Dealing With Consumption and Crime
College life can be an enriching experience for students – but it’s also a time when many students risk the dangerous consequences of substance use to participate in college drinking and drug-related social activities.
Our report shows wet and dry campuses experience drug- and alcohol-related crimes, arrests, and disciplinary actions. While wet campuses reported higher incidents of on-campus crimes and disciplinary actions, it’s unclear what’s happening in university-affiliated environments off campus. The student culture and prevailing attitudes toward drugs and alcohol determine how susceptible an incoming student may be to drug- and alcohol-related crimes and dangers.
Parents cannot rely solely on the university to protect their children and cannot assume a dry campus ensures the absence of alcohol or drugs. Take time to talk to your teen about alcohol and drugs, and the specific dangers college students face when substances are prevalent at college parties and events. At ProjectKnow.com, we provide expert knowledge in simple language for parents and teens to understand drugs, alcohol, and addiction. Visit us today to equip yourself with tools and information to discuss these complicated topics with your teen.

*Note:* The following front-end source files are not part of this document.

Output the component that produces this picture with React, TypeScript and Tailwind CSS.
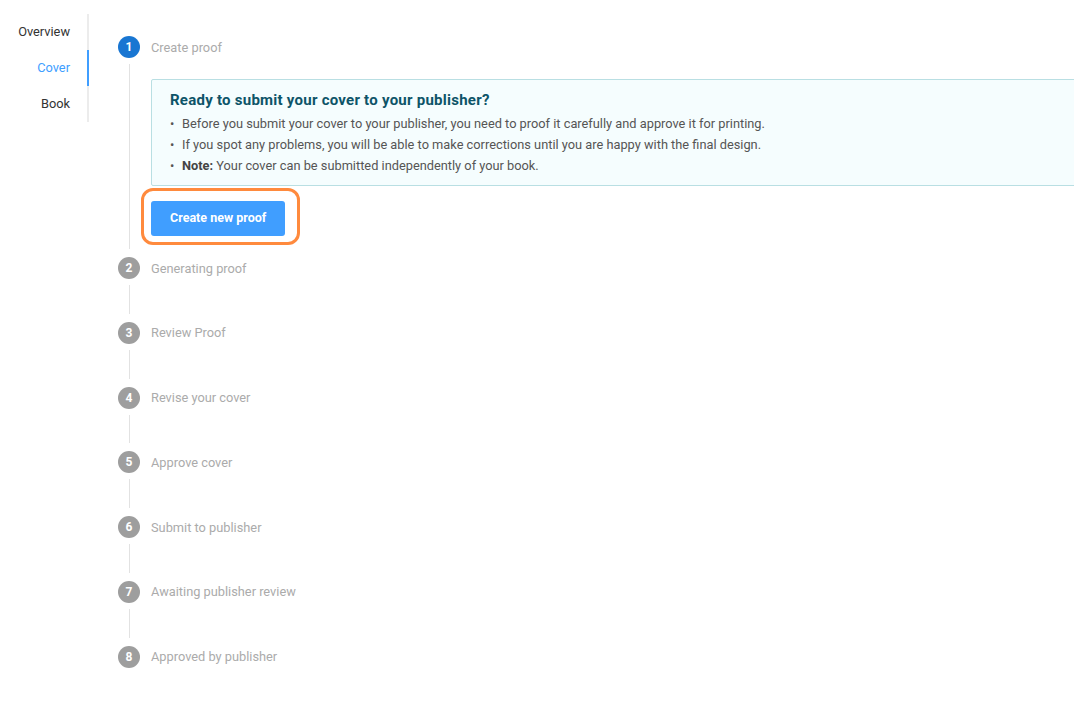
import React from "react";

const navItems = [
  { label: "Overview", active: false },
  { label: "Cover", active: true },
  { label: "Book", active: false },
];

const steps = [
  "Create proof",
  "Generating proof",
  "Review Proof",
  "Revise your cover",
  "Approve cover",
  "Submit to publisher",
  "Awaiting publisher review",
  "Approved by publisher",
];

function ProofCard() {
  return (
    <div className="pt-[21px] pb-[21px]">
      <div className="w-[940px] border border-[#b9dfe3] bg-[#f5fdfe] rounded-[2px] pl-[18px] pt-[10px] pb-[9px]">
        <h3 className="text-[15px] leading-[21px] font-bold text-[#0d5468] tracking-[0.25px]">
          Ready to submit your cover to your publisher?
        </h3>
        <ul className="mt-[2px] text-[12.8px] leading-[21px] text-[#555]">
          <li className="flex">
            <span className="w-[12px]">•</span>
            Before you submit your cover to your publisher, you need to proof it carefully and approve it for printing.
          </li>
          <li className="flex">
            <span className="w-[12px]">•</span>
            If you spot any problems, you will be able to make corrections until you are happy with the final design.
          </li>
          <li className="flex">
            <span className="w-[12px]">•</span>
            <span>
              <b className="font-bold text-[#444]">Note:</b> Your cover can be submitted independently of your book.
            </span>
          </li>
        </ul>
      </div>
      <div className="relative mt-[15px] w-fit">
        <div className="absolute -left-[10px] -top-[13px] -right-[15px] -bottom-[9px] border-[3px] border-[#ff8a3d] rounded-[12px]" />
        <button className="relative h-[35px] px-[19px] rounded-[3px] bg-[#409eff] text-white text-[12.5px] font-bold">
          Create new proof
        </button>
      </div>
    </div>
  );
}

export default function App() {
  return (
    <div
      className="w-full min-h-[702px] overflow-hidden bg-white flex"
      style={{ fontFamily: "Roboto, 'Liberation Sans', sans-serif" }}
    >
      <nav className="pt-[14px] w-[89px] shrink-0">
        {navItems.map((item) => (
          <div
            key={item.label}
            className={
              item.active
                ? "h-[36px] flex items-center justify-end pr-[17px] border-r-2 border-[#409eff] text-[12.8px] text-[#409eff]"
                : "h-[36px] flex items-center justify-end pr-[17px] border-r-2 border-[#ececec] text-[12.8px] text-[#333]"
            }
          >
            {item.label}
          </div>
        ))}
      </nav>

      <main className="ml-[29px] pt-[36px] flex-1">
        {steps.map((label, i) => {
          const first = i === 0;
          const last = i === steps.length - 1;
          return (
            <div key={label}>
              <div className="flex items-center h-[22px]">
                <div
                  className={
                    first
                      ? "w-[22px] h-[22px] rounded-full bg-[#1976d2] text-white text-[12px] font-bold flex items-center justify-center"
                      : "w-[22px] h-[22px] rounded-full bg-[#9e9e9e] text-white text-[12px] font-bold flex items-center justify-center"
                  }
                >
                  {i + 1}
                </div>
                <span className="ml-[11px] text-[12.8px] leading-[22px] pt-px text-[#ababab]">{label}</span>
              </div>
              {!last && (
                <div className="flex">
                  <div className="w-[22px] flex justify-center pt-[6px] pb-[8px]">
                    <div className="w-px bg-[#e2e2e2]" />
                  </div>
                  <div className="pl-[11px] min-h-[42.8px]">{first && <ProofCard />}</div>
                </div>
              )}
            </div>
          );
        })}
      </main>
    </div>
  );
}
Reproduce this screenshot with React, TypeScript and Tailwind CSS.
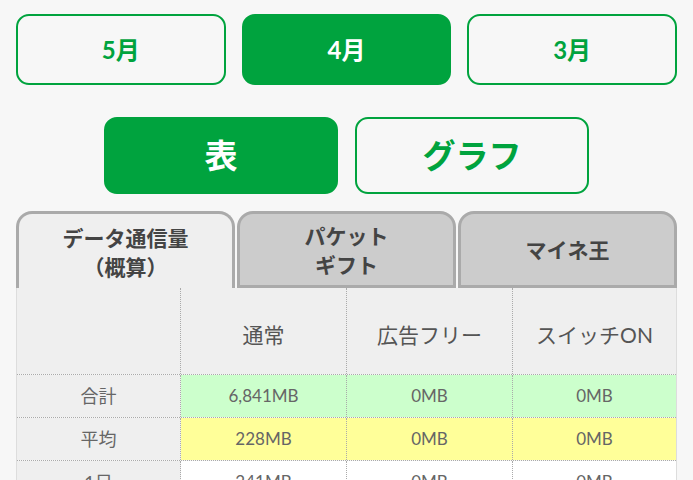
import { clsx } from "clsx";

const months = [
  { label: "5月", active: false },
  { label: "4月", active: true },
  { label: "3月", active: false },
];

const tabs = [
  { lines: ["データ通信量", "（概算）"], active: true },
  { lines: ["パケット", "ギフト"], active: false },
  { lines: ["マイネ王"], active: false },
];

const rows = [
  { label: "合計", values: ["6,841MB", "0MB", "0MB"], bg: "bg-[#ccffcc]" },
  { label: "平均", values: ["228MB", "0MB", "0MB"], bg: "bg-[#ffff99]" },
  { label: "1日", values: ["241MB", "0MB", "0MB"], bg: "bg-white" },
];

const font = "font-['Lato','Noto_Sans_CJK_JP',sans-serif]";

export default function App() {
  return (
    <div className={clsx("min-h-[480px] bg-[#f7f7f7] px-4 pt-[14px] overflow-hidden", font)}>
      {/* Month selector */}
      <div className="grid grid-cols-3 gap-4">
        {months.map((m) => (
          <button
            key={m.label}
            className={clsx(
              "h-[71px] rounded-[13px] border-2 border-[#00a33e] text-[24px] font-bold",
              m.active ? "bg-[#00a33e] text-white" : "bg-[#f7f7f7] text-[#00a33e]",
            )}
          >
            {m.label}
          </button>
        ))}
      </div>

      {/* View toggle */}
      <div className="mt-[32px] flex justify-center gap-[17px]">
        <button className="h-[77px] w-[234px] rounded-[13px] border-2 border-[#00a33e] bg-[#00a33e] text-[33px] font-bold text-white">
          表
        </button>
        <button className="h-[77px] w-[234px] rounded-[13px] border-2 border-[#00a33e] bg-[#f7f7f7] text-[33px] font-bold text-[#00a33e]">
          グラフ
        </button>
      </div>

      {/* Tabs */}
      <div className="mt-[17px] grid grid-cols-3 gap-[2px]">
        {tabs.map((t) => (
          <div
            key={t.lines[0]}
            className={clsx(
              "flex h-[77px] flex-col items-center justify-center rounded-t-[16px] border-[3px] border-[#aaaaaa] text-[21px] font-bold leading-[29px] text-[#444]",
              t.active ? "border-b-0 bg-[#efefef] pt-[1px]" : "bg-[#cccccc]",
            )}
          >
            {t.lines.map((l) => (
              <span key={l}>{l}</span>
            ))}
          </div>
        ))}
      </div>

      {/* Table */}
      <div className="border-x border-[#dddddd] text-[#666]">
        <div className="grid h-[86px] grid-cols-[164px_166px_166px_1fr] bg-[#efefef] text-[21px] text-[#555]">
          <div className="border-r border-dotted border-[#aaaaaa]" />
          <div className="flex items-center justify-center border-r border-dotted border-[#aaaaaa] pt-2">通常</div>
          <div className="flex items-center justify-center border-r border-dotted border-[#aaaaaa] pt-2">広告フリー</div>
          <div className="flex items-center justify-center pt-2">スイッチON</div>
        </div>
        {rows.map((r) => (
          <div
            key={r.label}
            className="grid h-[43px] grid-cols-[164px_166px_166px_1fr] border-t border-dotted border-[#aaaaaa] text-[17px]"
          >
            <div className="flex items-center justify-center border-r border-dotted border-[#aaaaaa] bg-[#efefef] text-[18px]">
              {r.label}
            </div>
            {r.values.map((v, i) => (
              <div
                key={i}
                className={clsx(
                  "flex items-center justify-center",
                  r.bg,
                  i < 2 && "border-r border-dotted border-[#aaaaaa]",
                )}
              >
                {v}
              </div>
            ))}
          </div>
        ))}
      </div>
    </div>
  );
}
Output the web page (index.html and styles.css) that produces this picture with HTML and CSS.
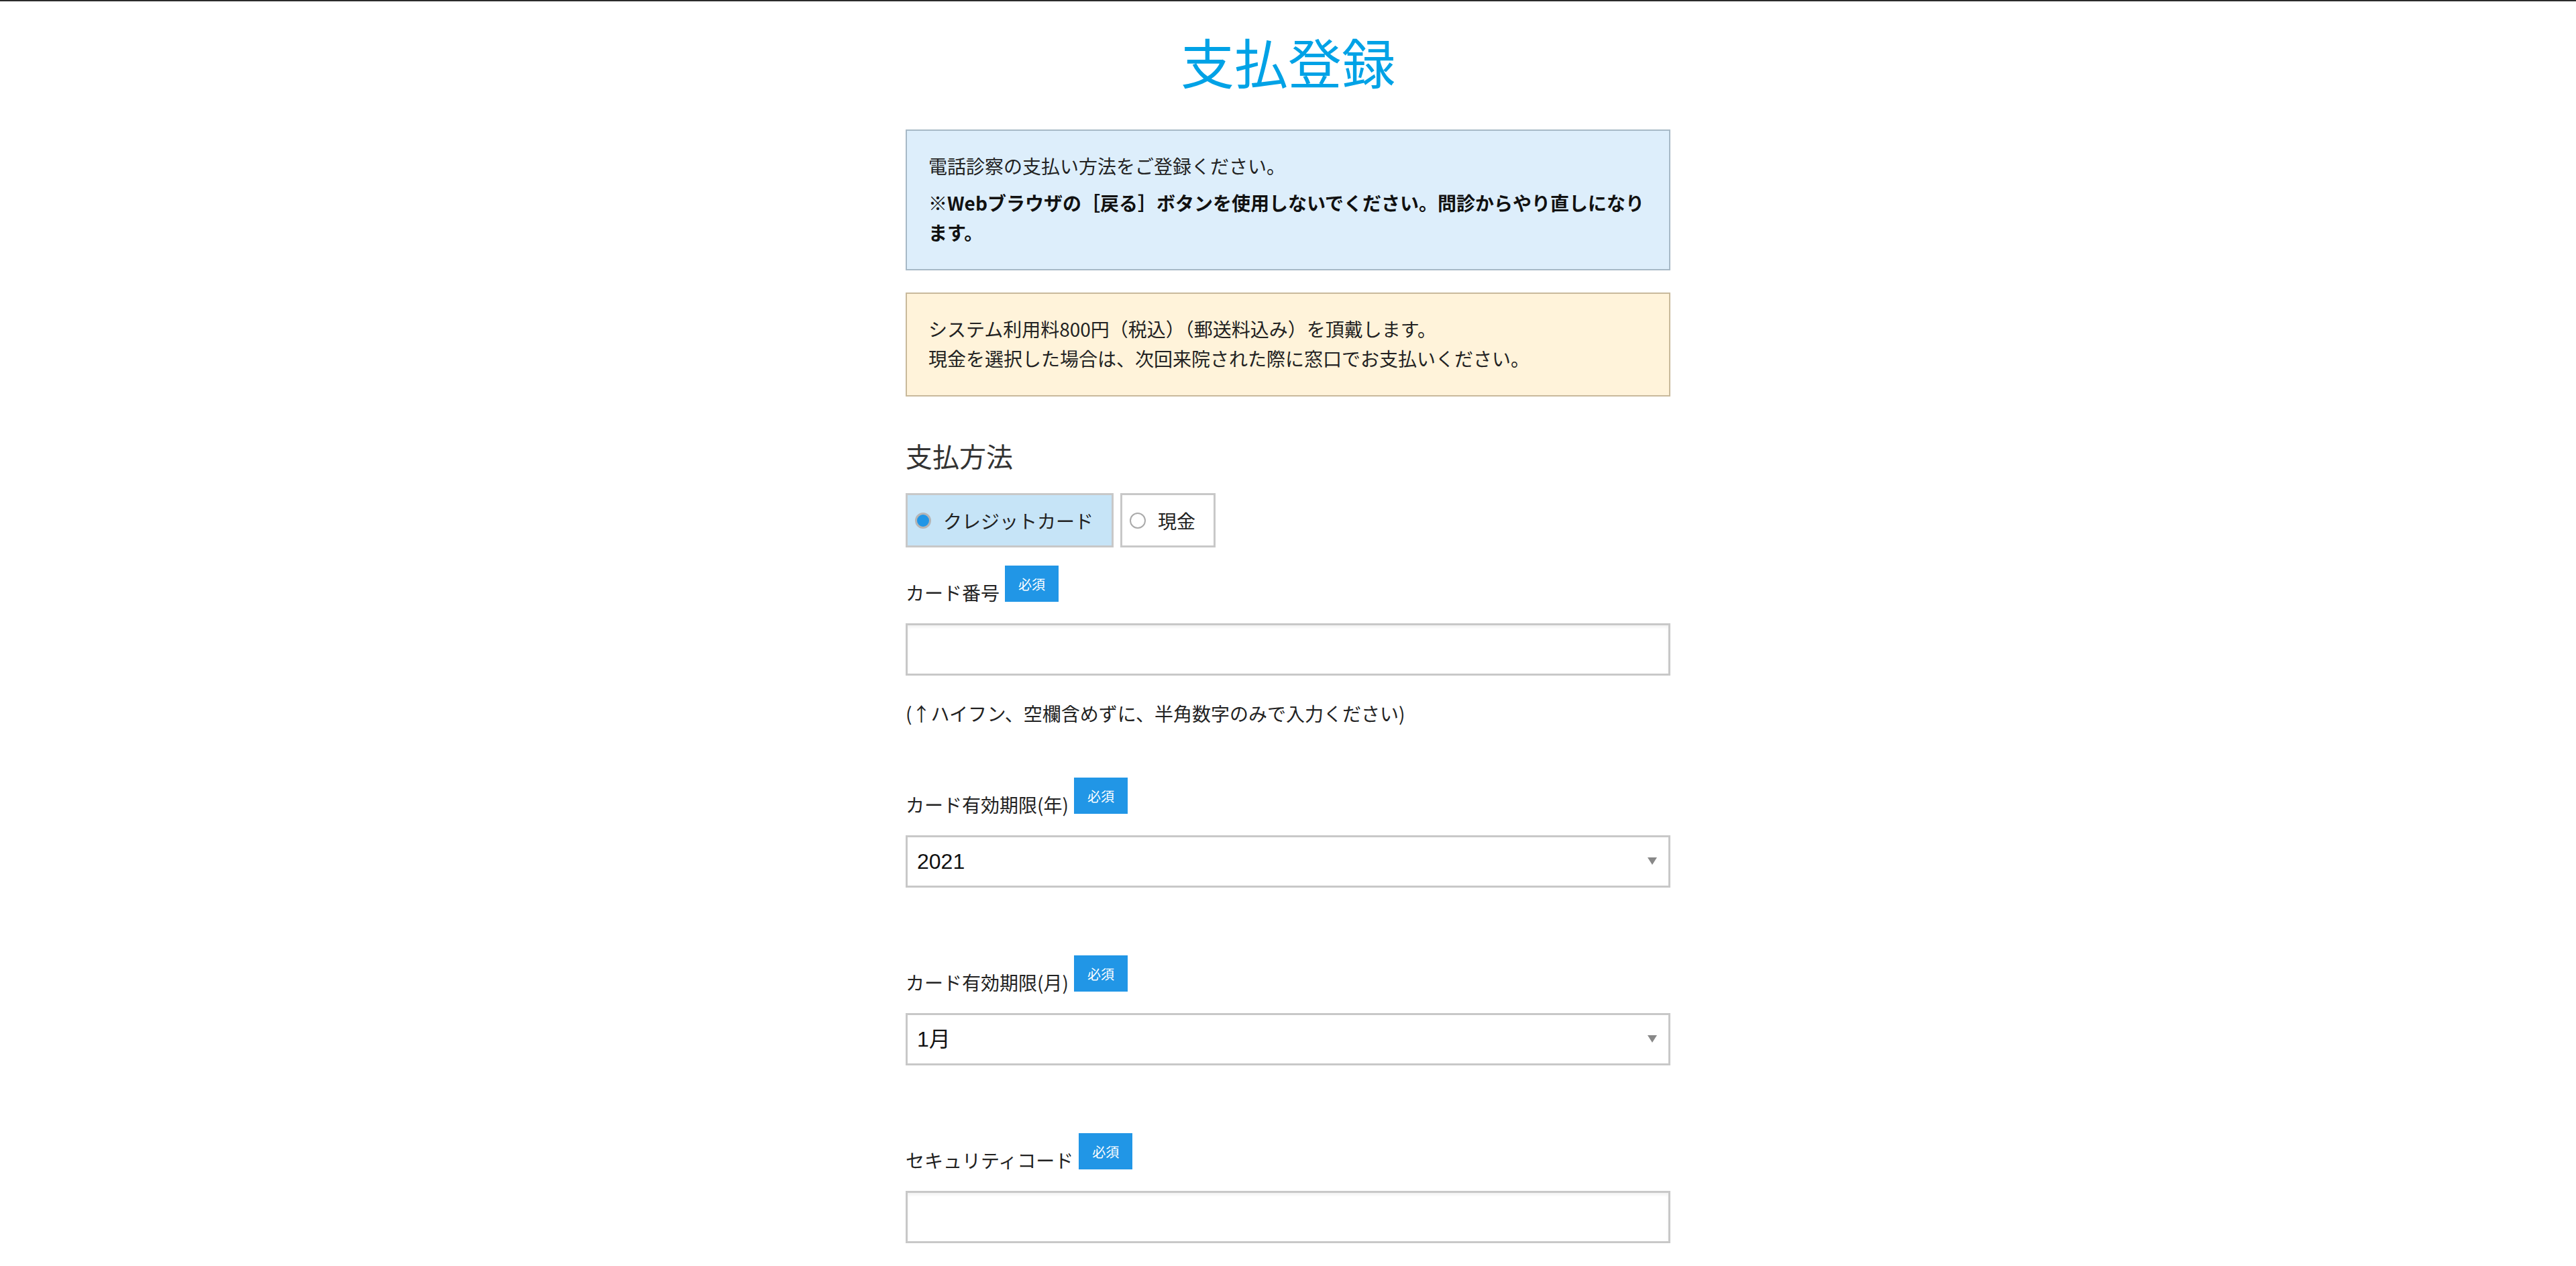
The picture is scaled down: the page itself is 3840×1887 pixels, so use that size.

We used the 2015 OPE Campus Safety and Security crime data, which consists of annual submissions from all postsecondary institutions that receive Title IV funding. The collection is required by the Jeanne Clery Disclosure of Campus Security Policy and Campus Crime Statistics Act, as well as the Higher Education Opportunity Act. We examined large, nonprofit four-year schools with at least 10,000 enrolled students (334 colleges total). We determined whether these colleges have wet or dry campuses – a “dry” campus meaning alcohol is banned (even for students 21 and older) – based on the information available on their websites.